For Theology Proper (locus 2), Prof. Reymond discusses Vos’s long-talking about “redemptive acts.” Is Vos over-rated? ??.
For Theology Proper (locus 2), Prof. Berkhof speaks of the incomprehensibility and knowability of God vis a vis Luther and Calvin. Very basic.
ODCC: “General Theological Seminary:” the Editor speaks glowingly of GTS founded in 1817 with 100 students and, later, described by one of those romanticistic students as “Little Oxford.” GTS might have a dozen students now.
For Apostolic Christianity, Vol. 1 (1-100) Prof. Schaff is noting that the Judaizing party has a longer life than just Acts 15 might suggest.
For Dr. Cranmer, Prof. MacCulloch speaks of Dr. Cranmer’s efforts at staffing his open positions with evangelical protégés and his conflicts with the entrenched Warham clique in Canterbury.

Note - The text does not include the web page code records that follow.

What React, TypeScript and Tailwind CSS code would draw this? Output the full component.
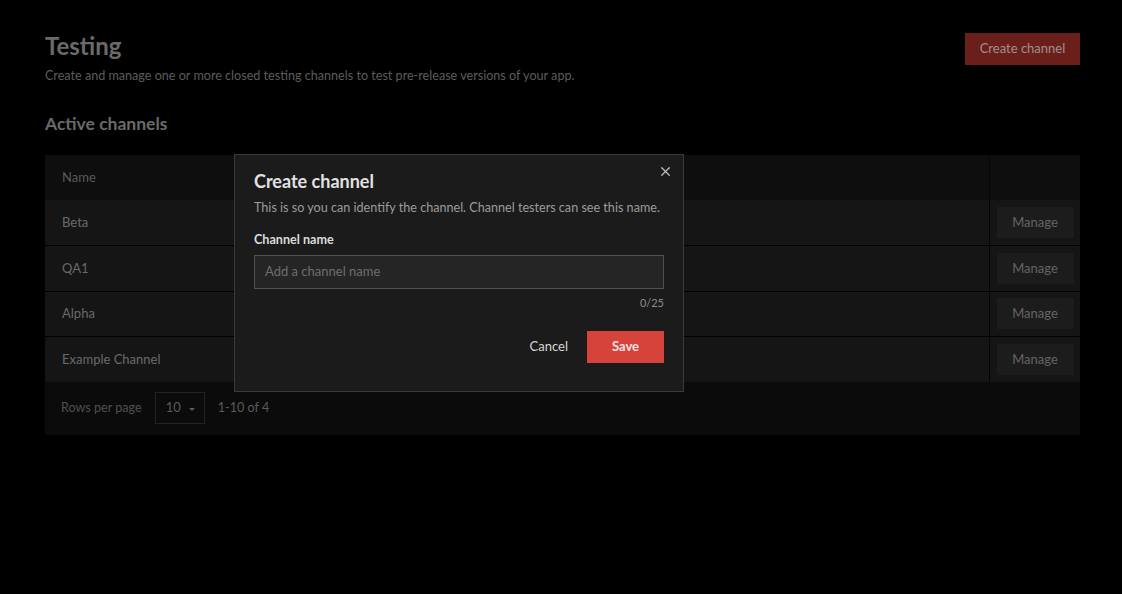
import { X } from "lucide-react";

const channels = ["Beta", "QA1", "Alpha", "Example Channel"];

export default function App() {
  return (
    <div className="relative min-h-[594px] w-full bg-black font-['Lato',sans-serif]">
      <div className="pl-[45px] pr-[42px] pt-[31px]">
        {/* Header */}
        <div className="flex items-start justify-between">
          <div>
            <h1 className="text-[24px] font-bold leading-[30px] text-[#6a6a6a]">Testing</h1>
            <p className="mt-[6px] text-[12.6px] leading-[18px] text-[#5c5c5c]">
              Create and manage one or more closed testing channels to test pre-release versions of your app.
            </p>
          </div>
          <button
            type="button"
            className="mt-[2px] h-[32px] w-[115px] bg-[#6b1f1b] text-[13px] text-[#a08f8d]"
          >
            Create channel
          </button>
        </div>

        <h2 className="mt-[27px] text-[17.5px] font-bold leading-[24px] text-[#6a6a6a]">Active channels</h2>

        {/* Table */}
        <div className="mt-[19px] w-full">
          <div className="flex h-[45px] bg-[#0e0e0e]">
            <div className="flex flex-1 items-center px-[17px] text-[13px] text-[#5a5a5a]">Name</div>
            <div className="w-[91px] border-l border-[#050505]" />
          </div>
          {channels.map((name, i) => (
            <div
              key={name}
              className={`flex bg-[#151515] ${i > 0 ? "h-[45.5px] border-t border-black" : "h-[45px]"}`}
            >
              <div className="flex flex-1 items-center px-[17px] text-[13px] text-[#6a6a6a]">{name}</div>
              <div className="flex w-[91px] items-center justify-center border-l border-[#050505]">
                <button
                  type="button"
                  className="h-[31px] w-[77px] bg-[#1c1c1c] text-[13px] text-[#646464]"
                >
                  Manage
                </button>
              </div>
            </div>
          ))}
          <div className="flex h-[53px] items-center bg-[#0b0b0b] px-[16px]">
            <span className="text-[12.6px] text-[#4f4f4f]">Rows per page</span>
            <div className="ml-[13px] flex h-[32px] w-[50px] items-center border border-[#232323] pl-[10px] text-[13px] text-[#5a5a5a]">
              10
              <span className="ml-[8px] mt-[2px] h-0 w-0 border-x-[3px] border-t-[3px] border-x-transparent border-t-[#5a5a5a]" />
            </div>
            <span className="ml-[13px] text-[12.6px] text-[#5a5a5a]">1-10 of 4</span>
          </div>
        </div>
      </div>

      {/* Dialog */}
      <div className="absolute left-[234px] top-[154px] h-[238px] w-[450px] border border-[#3a3a3a] bg-[#1b1b1b] px-[19px] pt-[15px]">
        <button type="button" className="absolute right-[10px] top-[9px] text-[#bdbdbd]">
          <X size={15} strokeWidth={2} />
        </button>
        <h3 className="text-[18px] font-bold leading-[23px] text-[#e2e2e2]">Create channel</h3>
        <p className="mt-[6px] whitespace-nowrap text-[12.6px] leading-[18px] text-[#9c9c9c]">
          This is so you can identify the channel. Channel testers can see this name.
        </p>
        <div className="mt-[15px] text-[12.6px] font-bold leading-[16px] text-[#dcdcdc]">Channel name</div>
        <div className="mt-[7px] flex h-[34px] w-full items-center border border-[#505050] bg-[#252525] px-[10px] text-[13px] text-[#6e6e6e]">
          Add a channel name
        </div>
        <div className="mt-[6px] text-right text-[11px] leading-[16px] text-[#8c8c8c]">0/25</div>
        <div className="mt-[20px] flex items-center justify-end">
          <button type="button" className="text-[13px] text-[#d6d6d6]">Cancel</button>
          <button
            type="button"
            className="ml-[19px] h-[32px] w-[77px] bg-[#d5433b] text-[13px] font-bold text-[#f3e3e2]"
          >
            Save
          </button>
        </div>
      </div>
    </div>
  );
}
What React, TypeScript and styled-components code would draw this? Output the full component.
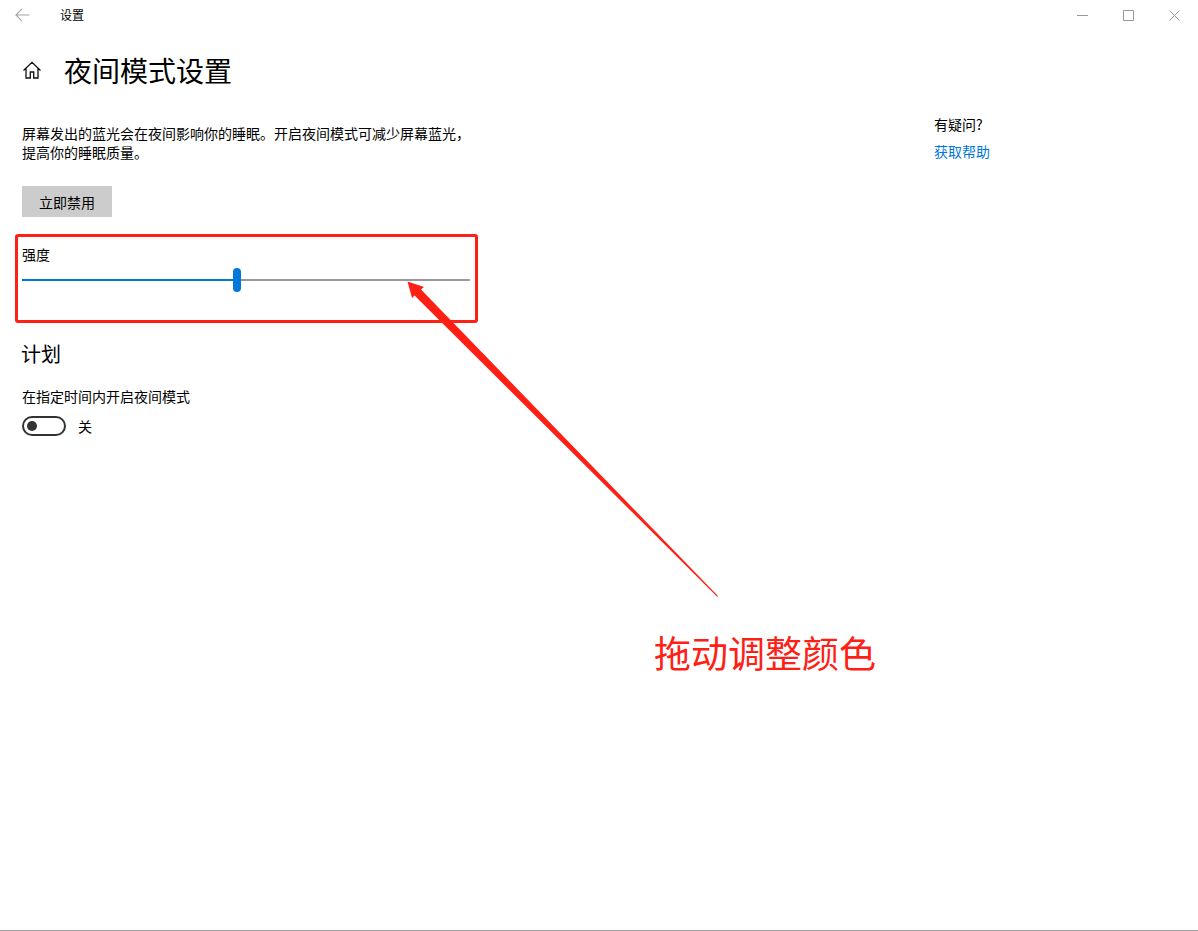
import styled, { createGlobalStyle } from 'styled-components';

const GlobalStyle = createGlobalStyle`
  html, body {
    margin: 0;
    padding: 0;
    background: #fff;
  }
  body {
    font-family: "Noto Sans CJK SC", "Liberation Sans", sans-serif;
    color: #000;
  }
`;

const Page = styled.div`
  position: relative;
  width: 1198px;
  height: 931px;
  box-sizing: border-box;
  overflow: hidden;
  background: #fff;
  border-bottom: 1px solid #a0a0a0;
`;

const TitleBar = styled.div`
  height: 30px;
  display: flex;
  align-items: center;
  padding-left: 15px;
`;

const BackButton = styled.svg`
  width: 15px;
  height: 14px;
  color: #a6a6a6;
`;

const WindowTitle = styled.div`
  margin-left: 30px;
  font-size: 12px;
  line-height: 16px;
`;

const WindowControls = styled.div`
  margin-left: auto;
  display: flex;
  align-items: center;
  gap: 35px;
  padding-right: 18px;
  color: #999;
`;

const ControlIcon = styled.svg`
  width: 11px;
  height: 11px;
  display: block;
`;

const Header = styled.div`
  height: 40px;
  margin-top: 20px;
  padding-left: 22px;
  display: flex;
  align-items: center;
  gap: 23px;
`;

const HomeIcon = styled.svg`
  width: 20px;
  height: 20px;
  color: #111;
`;

const PageTitle = styled.h1`
  margin: -1px 0 0 -1px;
  font-size: 28px;
  line-height: 40px;
  font-weight: 400;
`;

const Body = styled.div`
  display: flex;
  padding: 24px 0 0 22px;
`;

const Main = styled.div`
  width: 448px;
`;

const Description = styled.p`
  margin: 10px 0 0;
  font-size: 14px;
  line-height: 19px;
`;

const ActionButton = styled.button`
  display: block;
  margin-top: 24px;
  width: 90px;
  height: 31px;
  border: 0;
  padding: 0;
  background: #ccc;
  color: #000;
  font: inherit;
  font-size: 14px;
`;

const FieldLabel = styled.div`
  margin-top: 27px;
  font-size: 14px;
  line-height: 20px;
`;

const Slider = styled.div`
  margin-top: 4px;
  height: 24px;
  display: flex;
  align-items: center;
`;

const SliderTrack = styled.div<{ $active?: boolean }>`
  height: 2px;
  flex: ${({ $active }) => ($active ? '0 0 211px' : '1')};
  background: ${({ $active }) => ($active ? '#0078d7' : '#999')};
`;

const SliderThumb = styled.div`
  width: 8px;
  height: 24px;
  border-radius: 4px;
  background: #0078d7;
`;

const SectionTitle = styled.h2`
  margin: 48px 0 0 -1px;
  font-size: 20px;
  line-height: 28px;
  font-weight: 400;
`;

const ToggleLabel = styled.div`
  margin-top: 18px;
  font-size: 14px;
  line-height: 20px;
`;

const ToggleRow = styled.div`
  margin-top: 10px;
  display: flex;
  align-items: center;
  gap: 12px;
  font-size: 14px;
  line-height: 20px;
`;

const ToggleTrack = styled.div`
  width: 44px;
  height: 20px;
  box-sizing: border-box;
  border: 2px solid #333;
  border-radius: 10px;
  display: flex;
  align-items: center;
  padding-left: 3px;
`;

const ToggleKnob = styled.div`
  width: 10px;
  height: 10px;
  border-radius: 50%;
  background: #333;
`;

const Aside = styled.aside`
  margin-left: 464px;
  font-size: 14px;
`;

const AsideTitle = styled.div`
  line-height: 20px;
`;

const HelpLink = styled.a`
  display: block;
  margin-top: 7px;
  line-height: 20px;
  color: #0078d7;
`;

const MarkBox = styled.div`
  position: absolute;
  left: 15px;
  top: 234px;
  width: 463px;
  height: 89px;
  box-sizing: border-box;
  border: 3px solid #ff2015;
  border-radius: 3px;
`;

const ArrowOverlay = styled.svg`
  position: absolute;
  left: 0;
  top: 0;
  width: 1198px;
  height: 931px;
  pointer-events: none;
`;

const MarkText = styled.div`
  position: absolute;
  left: 654px;
  top: 625px;
  font-size: 37px;
  line-height: 54px;
  color: #ff2015;
  white-space: nowrap;
`;

export default function App() {
  return (
    <Page>
      <GlobalStyle />
      <TitleBar>
        <BackButton viewBox="0 0 15 14" fill="none" stroke="currentColor" strokeWidth="1.1">
          <path d="M14.5 7H1M7 .8 .9 7 7 13.2" />
        </BackButton>
        <WindowTitle>设置</WindowTitle>
        <WindowControls>
          <ControlIcon viewBox="0 0 11 11" fill="none" stroke="currentColor">
            <path d="M0 5.5h11" />
          </ControlIcon>
          <ControlIcon viewBox="0 0 11 11" fill="none" stroke="currentColor">
            <path d="M.5.5h10v10H.5z" />
          </ControlIcon>
          <ControlIcon viewBox="0 0 11 11" fill="none" stroke="currentColor">
            <path d="M.5.5l10 10M10.5.5l-10 10" />
          </ControlIcon>
        </WindowControls>
      </TitleBar>
      <Header>
        <HomeIcon viewBox="0 0 20 20" fill="none" stroke="currentColor" strokeWidth="1.3">
          <path d="M1.5 10.5 10 2.3l8.5 8.2M4 8.5V18h4.3v-6h3.4v6H16V8.5" />
        </HomeIcon>
        <PageTitle>夜间模式设置</PageTitle>
      </Header>
      <Body>
        <Main>
          <Description>
            屏幕发出的蓝光会在夜间影响你的睡眠。开启夜间模式可减少屏幕蓝光，提高你的睡眠质量。
          </Description>
          <ActionButton>立即禁用</ActionButton>
          <FieldLabel>强度</FieldLabel>
          <Slider>
            <SliderTrack $active />
            <SliderThumb />
            <SliderTrack />
          </Slider>
          <SectionTitle>计划</SectionTitle>
          <ToggleLabel>在指定时间内开启夜间模式</ToggleLabel>
          <ToggleRow>
            <ToggleTrack>
              <ToggleKnob />
            </ToggleTrack>
            关
          </ToggleRow>
        </Main>
        <Aside>
          <AsideTitle>有疑问?</AsideTitle>
          <HelpLink>获取帮助</HelpLink>
        </Aside>
      </Body>
      <MarkBox />
      <ArrowOverlay viewBox="0 0 1198 931">
        <polygon points="407.5,281.5 424,287 421,289.5 718,596 717.2,596.8 414.5,295.5 412,298" fill="#ff2015" />
      </ArrowOverlay>
      <MarkText>拖动调整颜色</MarkText>
    </Page>
  );
}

For the Creeds of Christendom, Vol. 1, Prof. Schaff speaks of the Saxon Articles some 25ish years before the Formula of Concord.
1994 CCC: our infallibilists in paragraphs #767 speaks of the Holy Spirit's revealing of the Church in history.
Westminster Confession of Faith 15.3:
3. Although repentance be not to be rested in, as any satisfaction for sin, or any cause of the pardon thereof, which is the act of God's free grace in Christ; yet it is of such necessity to all sinners, that none may expect pardon without it.